An accountant will be able to look at that, and hopefully the big data systems will be intelligent enough to be able to say: here are the key things happening in this business which are different to other businesses in that category. This business is not performing in these areas, so go out and have a discussion with your client about those things.
Knowing this digital disruption is on the cards, what can accountants do to prepare their businesses?
I think one of the biggest challenges for accountants is thinking about this technology and changing what they do. One of the core things that I do is that I go out into firms and do technology and process reviews where I assist firms, encourage them, coerce them, and get them moving down this road. I give them ideas about how they can change their business and change their processes. A lot of what I’m talking about comes out of doing those types of process reviews.
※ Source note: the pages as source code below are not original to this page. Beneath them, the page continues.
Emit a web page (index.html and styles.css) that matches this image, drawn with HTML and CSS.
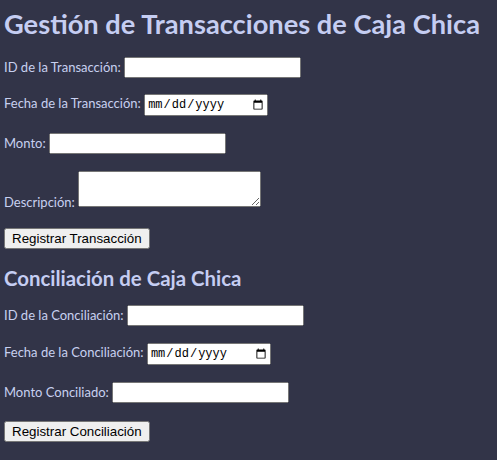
FILE: index.html
```html
<!DOCTYPE html>
<html lang="es">
<head>
<meta charset="utf-8">
<title>Caja Chica</title>
<link rel="stylesheet" href="styles.css">
</head>
<body>
<h1 class="title">Gestión de Transacciones de Caja Chica</h1>
<form class="form">
  <div class="row row-tight"><label for="idt">ID de la Transacción:</label> <input class="field" type="text" id="idt"></div>
  <div class="row"><label for="ft">Fecha de la Transacción:</label> <input class="date" type="date" id="ft"></div>
  <div class="row"><label for="mt">Monto:</label> <input class="field" type="text" id="mt"></div>
  <div class="row row-loose"><label for="dt">Descripción:</label> <textarea class="area" id="dt"></textarea></div>
  <div class="row"><button class="btn" type="button">Registrar Transacción</button></div>
</form>
<h2 class="subtitle">Conciliación de Caja Chica</h2>
<form class="form">
  <div class="row"><label for="idc">ID de la Conciliación:</label> <input class="field" type="text" id="idc"></div>
  <div class="row"><label for="fc">Fecha de la Conciliación:</label> <input class="date" type="date" id="fc"></div>
  <div class="row row-loose"><label for="mc">Monto Conciliado:</label> <input class="field" type="text" id="mc"></div>
  <div class="row"><button class="btn" type="button">Registrar Conciliación</button></div>
</form>
</body>
</html>
```
FILE: styles.css
```css
html {
  background: #323448;
}
body {
  margin: 4px;
  font-family: Lato, "Noto Sans", sans-serif;
  font-size: 13px;
  color: #c8d0f0;
}
.title {
  font-size: 27.25px;
  font-weight: bold;
  margin: 3px 0 17px;
  color: #c5cdf2;
}
.subtitle {
  font-size: 20.4px;
  font-weight: bold;
  margin: 17px 0 15px;
  color: #c5cdf2;
}
.form {
  margin: 0;
}
.row {
  margin-bottom: 17px;
}
.row-tight {
  margin-bottom: 16px;
}
.row-loose {
  margin-bottom: 18px;
}
.form .row:last-child {
  margin-bottom: 0;
}
.field {
  box-sizing: border-box;
  width: 177px;
  height: 21px;
  font-family: "Liberation Sans", Arial, sans-serif;
  font-size: 13.33px;
}
.date {
  box-sizing: border-box;
  width: 124px;
  height: 22px;
  font-family: "Liberation Mono", monospace;
  font-size: 12px;
}
.area {
  box-sizing: border-box;
  width: 183px;
  height: 36px;
  font-family: "Liberation Mono", monospace;
  font-size: 13.33px;
}
.btn {
  font-family: "Liberation Sans", Arial, sans-serif;
  font-size: 13.33px;
}
```
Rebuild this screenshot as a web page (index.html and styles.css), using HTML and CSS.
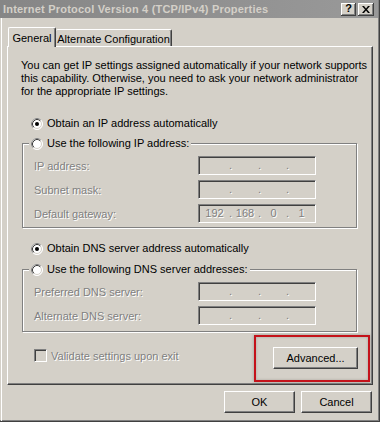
FILE: index.html
```html
<!DOCTYPE html>
<html>
<head>
<meta charset="utf-8">
<title>Internet Protocol Version 4 (TCP/IPv4) Properties</title>
<link rel="stylesheet" href="styles.css">
</head>
<body>
<div class="window">
  <div class="titlebar">
    <span class="title">Internet Protocol Version 4 (TCP/IPv4) Properties</span>
    <div class="tbtns">
      <span class="tbtn help">?</span>
      <span class="tbtn close"><svg width="8" height="7" viewBox="0 0 8 7"><path d="M0 0h2l2 2.5L6 0h2L5 3.5 8 7H6L4 4.5 2 7H0l3-3.5z" fill="#000"/></svg></span>
    </div>
  </div>
  <div class="content">
    <div class="tabs">
      <div class="tab active">General</div>
      <div class="tab alt">Alternate Configuration</div>
    </div>
    <div class="panel">
      <p class="intro">You can get IP settings assigned automatically if your network supports<br>this capability. Otherwise, you need to ask your network administrator<br>for the appropriate IP settings.</p>

      <div class="radio-row r-ip">
        <svg class="radio" width="12" height="12" viewBox="0 0 12 12"><circle cx="6" cy="6" r="5.5" fill="#fff" stroke="#fff"/><path d="M2.11 9.89A5.5 5.5 0 0 1 9.89 2.11" fill="none" stroke="#808080"/><circle cx="6" cy="6" r="4.5" fill="#fff" stroke="#d4d0c8"/><path d="M2.82 9.18A4.5 4.5 0 0 1 9.18 2.82" fill="none" stroke="#404040"/><circle cx="6" cy="6" r="2" fill="#000"/></svg>
        <span>Obtain an IP address automatically</span>
      </div>

      <fieldset class="group g-ip">
        <legend>
          <svg class="radio" width="12" height="12" viewBox="0 0 12 12"><circle cx="6" cy="6" r="5.5" fill="#fff" stroke="#fff"/><path d="M2.11 9.89A5.5 5.5 0 0 1 9.89 2.11" fill="none" stroke="#808080"/><circle cx="6" cy="6" r="4.5" fill="#fff" stroke="#d4d0c8"/><path d="M2.82 9.18A4.5 4.5 0 0 1 9.18 2.82" fill="none" stroke="#404040"/></svg>
          <span>Use the following IP address:</span>
        </legend>
        <div class="field">
          <span class="lbl">IP address:</span>
          <span class="ip"><span class="oct"></span><span class="dot">.</span><span class="oct"></span><span class="dot">.</span><span class="oct"></span><span class="dot">.</span><span class="oct"></span></span>
        </div>
        <div class="field">
          <span class="lbl">Subnet mask:</span>
          <span class="ip"><span class="oct"></span><span class="dot">.</span><span class="oct"></span><span class="dot">.</span><span class="oct"></span><span class="dot">.</span><span class="oct"></span></span>
        </div>
        <div class="field">
          <span class="lbl">Default gateway:</span>
          <span class="ip"><span class="oct">192</span><span class="dot">.</span><span class="oct">168</span><span class="dot">.</span><span class="oct">0</span><span class="dot">.</span><span class="oct">1</span></span>
        </div>
      </fieldset>

      <div class="radio-row r-dns">
        <svg class="radio" width="12" height="12" viewBox="0 0 12 12"><circle cx="6" cy="6" r="5.5" fill="#fff" stroke="#fff"/><path d="M2.11 9.89A5.5 5.5 0 0 1 9.89 2.11" fill="none" stroke="#808080"/><circle cx="6" cy="6" r="4.5" fill="#fff" stroke="#d4d0c8"/><path d="M2.82 9.18A4.5 4.5 0 0 1 9.18 2.82" fill="none" stroke="#404040"/><circle cx="6" cy="6" r="2" fill="#000"/></svg>
        <span>Obtain DNS server address automatically</span>
      </div>

      <fieldset class="group g-dns">
        <legend>
          <svg class="radio" width="12" height="12" viewBox="0 0 12 12"><circle cx="6" cy="6" r="5.5" fill="#fff" stroke="#fff"/><path d="M2.11 9.89A5.5 5.5 0 0 1 9.89 2.11" fill="none" stroke="#808080"/><circle cx="6" cy="6" r="4.5" fill="#fff" stroke="#d4d0c8"/><path d="M2.82 9.18A4.5 4.5 0 0 1 9.18 2.82" fill="none" stroke="#404040"/></svg>
          <span>Use the following DNS server addresses:</span>
        </legend>
        <div class="field">
          <span class="lbl">Preferred DNS server:</span>
          <span class="ip"><span class="oct"></span><span class="dot">.</span><span class="oct"></span><span class="dot">.</span><span class="oct"></span><span class="dot">.</span><span class="oct"></span></span>
        </div>
        <div class="field">
          <span class="lbl">Alternate DNS server:</span>
          <span class="ip"><span class="oct"></span><span class="dot">.</span><span class="oct"></span><span class="dot">.</span><span class="oct"></span><span class="dot">.</span><span class="oct"></span></span>
        </div>
      </fieldset>

      <div class="bottom-row">
        <div class="check-row">
          <span class="checkbox"></span>
          <span class="disabled">Validate settings upon exit</span>
        </div>
        <div class="adv-wrap">
          <button class="btn adv">Advanced...</button>
          <span class="highlight"></span>
        </div>
      </div>
    </div>
    <div class="actions">
      <button class="btn">OK</button>
      <button class="btn">Cancel</button>
    </div>
  </div>
</div>
</body>
</html>
```

FILE: styles.css
```css
* { box-sizing: border-box; }

html, body {
  margin: 0;
  padding: 0;
  background: #d4d0c8;
}

body {
  font-family: "Liberation Sans", Arial, sans-serif;
  font-size: 11px;
  color: #000;
}

.window {
  width: 380px;
  height: 422px;
  background: #d4d0c8;
  border-right: 1px solid #404040;
  border-bottom: 1px solid #404040;
  box-shadow: inset -1px -1px 0 #808080;
  display: flex;
  flex-direction: column;
  overflow: hidden;
}

.titlebar {
  height: 18px;
  margin-right: 1px;
  background: linear-gradient(to right, #868686, #999999);
  display: flex;
  align-items: center;
  justify-content: space-between;
  padding: 0 4px 0 3px;
}

.title {
  color: #d4d0c8;
  font-weight: bold;
  font-size: 11px;
  letter-spacing: 0.2px;
  white-space: nowrap;
}

.tbtns {
  display: flex;
  gap: 2px;
}

.tbtn {
  width: 15px;
  height: 13px;
  background: #d4d0c8;
  box-shadow: inset -1px -1px 0 #404040, inset 1px 1px 0 #fff, inset -2px -2px 0 #808080;
  display: flex;
  align-items: center;
  justify-content: center;
  font-weight: bold;
  font-size: 11px;
  line-height: 1;
}

.tbtn.help { padding-bottom: 1px; }
.tbtn.close { width: 16px; }

.content {
  flex: 1;
  margin-left: 1px;
  border-left: 1px solid #fff;
  padding-left: 5px;
  display: flex;
  flex-direction: column;
}

.tabs {
  display: flex;
  align-items: flex-end;
  height: 19px;
  margin-top: 9px;
  padding-left: 1px;
}

.tab {
  height: 17px;
  background: #d4d0c8;
  border-top: 1px solid #fff;
  border-left: 1px solid #fff;
  border-right: 1px solid #404040;
  box-shadow: inset -1px 0 0 #808080;
  border-radius: 2px 2px 0 0;
  display: flex;
  align-items: center;
  justify-content: center;
  padding-top: 1px;
  white-space: nowrap;
}

.tab.active {
  width: 48px;
  height: 20px;
  margin-bottom: -1px;
  position: relative;
  z-index: 1;
}

.tab.alt {
  width: 116px;
  border-left: none;
}

.panel {
  width: 366px;
  height: 339px;
  border-top: 1px solid #fff;
  border-left: 1px solid #fff;
  border-right: 1px solid #404040;
  border-bottom: 1px solid #404040;
  box-shadow: inset -1px -1px 0 #808080;
  padding: 12px 14px 0 13px;
  display: flex;
  flex-direction: column;
}

.intro {
  margin: 0;
  line-height: 13px;
  white-space: nowrap;
}

.radio-row {
  display: flex;
  align-items: center;
  gap: 4px;
  height: 13px;
  padding-left: 10px;
  line-height: 13px;
}

.r-ip { margin-top: 19px; }
.r-dns { margin-top: 14px; }

.radio { flex: none; display: block; }

.group {
  margin: 7px 0 0 1px;
  width: 335px;
  border: 1px solid #808080;
  box-shadow: 1px 1px 0 #fff, inset 1px 1px 0 #fff;
  padding: 6px 0 4px 11px;
  display: flex;
  flex-direction: column;
  gap: 5px;
}

.g-dns {
  margin-top: 8px;
  padding-bottom: 6px;
}

.group legend {
  display: flex;
  align-items: center;
  gap: 4px;
  height: 13px;
  line-height: 13px;
  margin-left: -5px;
  padding: 0 2px;
  background: #d4d0c8;
}

.field {
  display: flex;
  align-items: center;
  height: 19px;
}

.lbl {
  width: 164px;
  color: #808080;
  text-shadow: 1px 1px 0 #fff;
}

.ip {
  width: 118px;
  height: 19px;
  border: 1px solid;
  border-color: #808080 #fff #fff #808080;
  box-shadow: inset 1px 1px 0 #404040, inset -1px -1px 0 #d4d0c8;
  display: grid;
  grid-template-columns: 29px 3px 26px 3px 25px 3px 25px;
  align-items: center;
  padding-left: 1px;
  color: #808080;
  text-shadow: 1px 1px 0 #fff;
  line-height: 15px;
}

.oct { text-align: center; }
.dot { text-align: center; }

.bottom-row {
  display: flex;
  justify-content: space-between;
  align-items: flex-start;
  margin-top: 15px;
}

.check-row {
  display: flex;
  align-items: center;
  gap: 4px;
  margin-top: 2px;
  padding-left: 13px;
  height: 13px;
}

.checkbox {
  width: 13px;
  height: 13px;
  border: 1px solid;
  border-color: #808080 #fff #fff #808080;
  box-shadow: inset 1px 1px 0 #404040, inset -1px -1px 0 #d4d0c8;
  background: #d4d0c8;
}

.disabled {
  color: #808080;
  text-shadow: 1px 1px 0 #fff;
}

.adv-wrap {
  position: relative;
}

.btn {
  font-family: "Liberation Sans", Arial, sans-serif;
  font-size: 11px;
  color: #000;
  background: #d4d0c8;
  border: 1px solid;
  border-color: #fff #404040 #404040 #fff;
  box-shadow: inset -1px -1px 0 #808080;
  width: 71px;
  height: 22px;
  padding: 0;
  margin: 0;
  display: block;
}

.btn.adv { width: 85px; }

.highlight {
  position: absolute;
  left: -19px;
  top: -12px;
  width: 116px;
  height: 47px;
  border: 2px solid #c4121a;
  box-shadow: 0 0 3px rgba(0, 0, 0, 0.25), inset 0 0 3px rgba(0, 0, 0, 0.2);
  pointer-events: none;
}

.actions {
  display: flex;
  justify-content: flex-end;
  gap: 6px;
  margin-top: 6px;
  padding-right: 7px;
}
```
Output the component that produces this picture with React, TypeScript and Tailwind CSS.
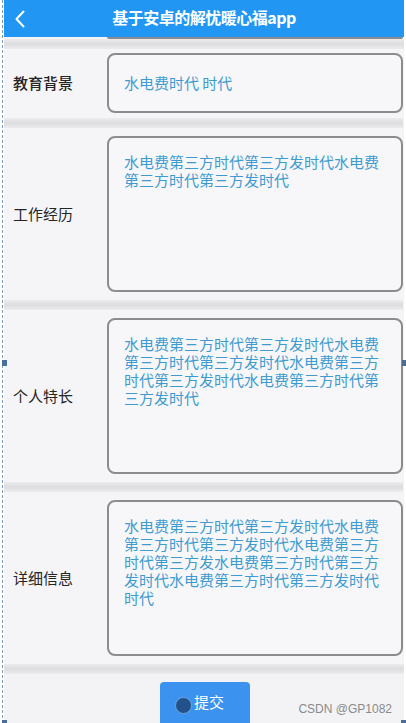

If you take the cloud accounting at the moment from MYOB and Xero and others, what I very often find is that many accountants might have got their clients moving on the cloud accounting thing but the accountants themselves haven’t really changed their own processes to capitalise on the opportunities yet. So the biggest challenge I think is for accounting firms to rethink their own business based on all these developments and be willing to experiment and try different ways of doing things; different ways of engaging with their clients and different services that they can provide. I think many of them are still doing what they’ve always done even though this new technology is there, they’re not leveraging it.
The whole nature of innovation is that you have to be willing to fail. You have to be willing to dip your toe in the water, and run a couple of experiments. If it was me I’d be going to a couple of clients and saying I want to try this with you, it may not work but are you willing to give it a go? I think there would be quite a number of clients who would say that’s interesting, let’s try that. I think firms need to do a bit more of that, experimenting about what could be a different service, what could be a different way of delivering information, what could be a different way of communicating with clients? I think firms need to experiment and yet we have a relatively conservative industry where there’s only a few firms which are willing to take those types of risks.